*DIRECTIONS*:
Leave out any picture and return the remaining listing below exactly as given.
- - - -
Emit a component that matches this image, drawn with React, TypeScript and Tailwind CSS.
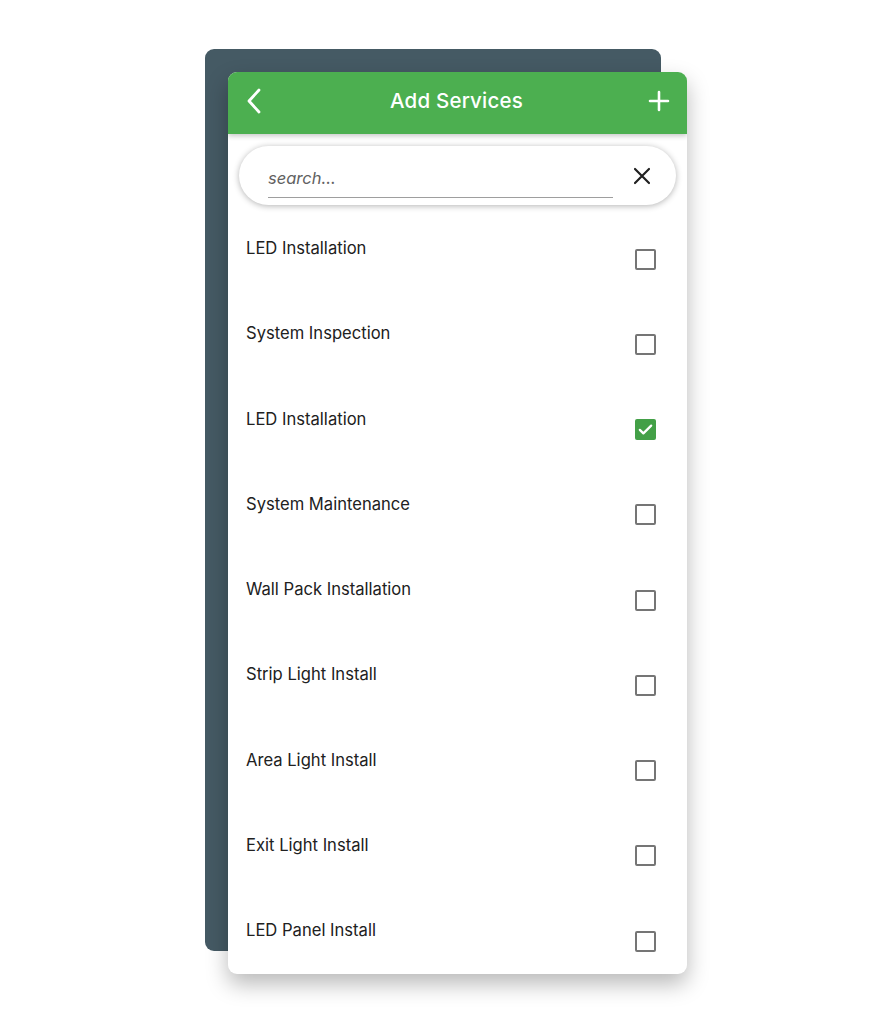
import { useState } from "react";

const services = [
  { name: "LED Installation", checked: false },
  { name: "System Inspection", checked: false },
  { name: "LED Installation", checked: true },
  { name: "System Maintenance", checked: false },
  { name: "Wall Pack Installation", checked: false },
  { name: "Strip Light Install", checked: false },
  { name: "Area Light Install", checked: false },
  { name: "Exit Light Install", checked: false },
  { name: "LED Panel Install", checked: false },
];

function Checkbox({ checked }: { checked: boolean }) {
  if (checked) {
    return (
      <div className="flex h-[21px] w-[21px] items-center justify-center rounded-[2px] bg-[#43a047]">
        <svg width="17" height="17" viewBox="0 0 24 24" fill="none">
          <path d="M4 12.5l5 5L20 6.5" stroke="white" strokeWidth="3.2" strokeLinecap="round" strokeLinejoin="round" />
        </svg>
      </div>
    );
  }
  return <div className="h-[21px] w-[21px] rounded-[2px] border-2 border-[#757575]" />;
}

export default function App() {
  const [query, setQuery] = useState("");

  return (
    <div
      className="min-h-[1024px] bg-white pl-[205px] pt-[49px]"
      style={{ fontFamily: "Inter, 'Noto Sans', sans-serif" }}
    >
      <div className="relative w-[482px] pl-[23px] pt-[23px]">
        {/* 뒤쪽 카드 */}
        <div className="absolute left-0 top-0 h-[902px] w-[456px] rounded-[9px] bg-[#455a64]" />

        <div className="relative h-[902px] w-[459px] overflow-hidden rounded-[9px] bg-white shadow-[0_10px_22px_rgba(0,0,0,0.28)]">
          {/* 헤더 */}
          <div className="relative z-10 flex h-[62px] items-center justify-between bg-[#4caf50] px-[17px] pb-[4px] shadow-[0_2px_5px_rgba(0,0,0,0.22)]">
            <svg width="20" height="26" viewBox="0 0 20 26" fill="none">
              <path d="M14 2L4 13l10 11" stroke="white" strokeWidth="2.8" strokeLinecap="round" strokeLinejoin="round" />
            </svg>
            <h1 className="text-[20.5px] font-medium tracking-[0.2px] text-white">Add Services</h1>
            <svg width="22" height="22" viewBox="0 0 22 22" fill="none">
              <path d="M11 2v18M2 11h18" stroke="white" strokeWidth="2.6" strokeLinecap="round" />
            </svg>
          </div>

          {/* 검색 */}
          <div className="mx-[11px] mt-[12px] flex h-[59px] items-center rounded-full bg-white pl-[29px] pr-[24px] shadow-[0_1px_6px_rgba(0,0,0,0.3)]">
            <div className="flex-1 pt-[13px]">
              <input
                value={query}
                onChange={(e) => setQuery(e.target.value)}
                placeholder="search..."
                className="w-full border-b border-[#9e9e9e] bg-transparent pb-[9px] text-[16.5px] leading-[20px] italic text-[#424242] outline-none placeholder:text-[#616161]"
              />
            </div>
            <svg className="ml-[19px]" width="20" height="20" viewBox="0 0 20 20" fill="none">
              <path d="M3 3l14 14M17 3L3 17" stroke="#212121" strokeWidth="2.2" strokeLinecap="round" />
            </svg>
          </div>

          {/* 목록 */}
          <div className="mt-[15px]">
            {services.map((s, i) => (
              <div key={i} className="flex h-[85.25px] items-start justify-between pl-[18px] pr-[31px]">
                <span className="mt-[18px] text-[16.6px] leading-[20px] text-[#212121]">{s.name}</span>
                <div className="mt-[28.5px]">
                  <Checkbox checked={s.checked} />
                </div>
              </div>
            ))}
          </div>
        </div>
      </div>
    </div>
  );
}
- - - -
*SOLVED EXERCISE*:
Emit a component that matches this image, drawn with React, TypeScript and Tailwind CSS.
import { useState } from "react";

const services = [
  { name: "LED Installation", checked: false },
  { name: "System Inspection", checked: false },
  { name: "LED Installation", checked: true },
  { name: "System Maintenance", checked: false },
  { name: "Wall Pack Installation", checked: false },
  { name: "Strip Light Install", checked: false },
  { name: "Area Light Install", checked: false },
  { name: "Exit Light Install", checked: false },
  { name: "LED Panel Install", checked: false },
];

function Checkbox({ checked }: { checked: boolean }) {
  if (checked) {
    return (
      <div className="flex h-[21px] w-[21px] items-center justify-center rounded-[2px] bg-[#43a047]">
        <svg width="17" height="17" viewBox="0 0 24 24" fill="none">
          <path d="M4 12.5l5 5L20 6.5" stroke="white" strokeWidth="3.2" strokeLinecap="round" strokeLinejoin="round" />
        </svg>
      </div>
    );
  }
  return <div className="h-[21px] w-[21px] rounded-[2px] border-2 border-[#757575]" />;
}

export default function App() {
  const [query, setQuery] = useState("");

  return (
    <div
      className="min-h-[1024px] bg-white pl-[205px] pt-[49px]"
      style={{ fontFamily: "Inter, 'Noto Sans', sans-serif" }}
    >
      <div className="relative w-[482px] pl-[23px] pt-[23px]">
        {/* 뒤쪽 카드 */}
        <div className="absolute left-0 top-0 h-[902px] w-[456px] rounded-[9px] bg-[#455a64]" />

        <div className="relative h-[902px] w-[459px] overflow-hidden rounded-[9px] bg-white shadow-[0_10px_22px_rgba(0,0,0,0.28)]">
          {/* 헤더 */}
          <div className="relative z-10 flex h-[62px] items-center justify-between bg-[#4caf50] px-[17px] pb-[4px] shadow-[0_2px_5px_rgba(0,0,0,0.22)]">
            <svg width="20" height="26" viewBox="0 0 20 26" fill="none">
              <path d="M14 2L4 13l10 11" stroke="white" strokeWidth="2.8" strokeLinecap="round" strokeLinejoin="round" />
            </svg>
            <h1 className="text-[20.5px] font-medium tracking-[0.2px] text-white">Add Services</h1>
            <svg width="22" height="22" viewBox="0 0 22 22" fill="none">
              <path d="M11 2v18M2 11h18" stroke="white" strokeWidth="2.6" strokeLinecap="round" />
            </svg>
          </div>

          {/* 검색 */}
          <div className="mx-[11px] mt-[12px] flex h-[59px] items-center rounded-full bg-white pl-[29px] pr-[24px] shadow-[0_1px_6px_rgba(0,0,0,0.3)]">
            <div className="flex-1 pt-[13px]">
              <input
                value={query}
                onChange={(e) => setQuery(e.target.value)}
                placeholder="search..."
                className="w-full border-b border-[#9e9e9e] bg-transparent pb-[9px] text-[16.5px] leading-[20px] italic text-[#424242] outline-none placeholder:text-[#616161]"
              />
            </div>
            <svg className="ml-[19px]" width="20" height="20" viewBox="0 0 20 20" fill="none">
              <path d="M3 3l14 14M17 3L3 17" stroke="#212121" strokeWidth="2.2" strokeLinecap="round" />
            </svg>
          </div>

          {/* 목록 */}
          <div className="mt-[15px]">
            {services.map((s, i) => (
              <div key={i} className="flex h-[85.25px] items-start justify-between pl-[18px] pr-[31px]">
                <span className="mt-[18px] text-[16.6px] leading-[20px] text-[#212121]">{s.name}</span>
                <div className="mt-[28.5px]">
                  <Checkbox checked={s.checked} />
                </div>
              </div>
            ))}
          </div>
        </div>
      </div>
    </div>
  );
}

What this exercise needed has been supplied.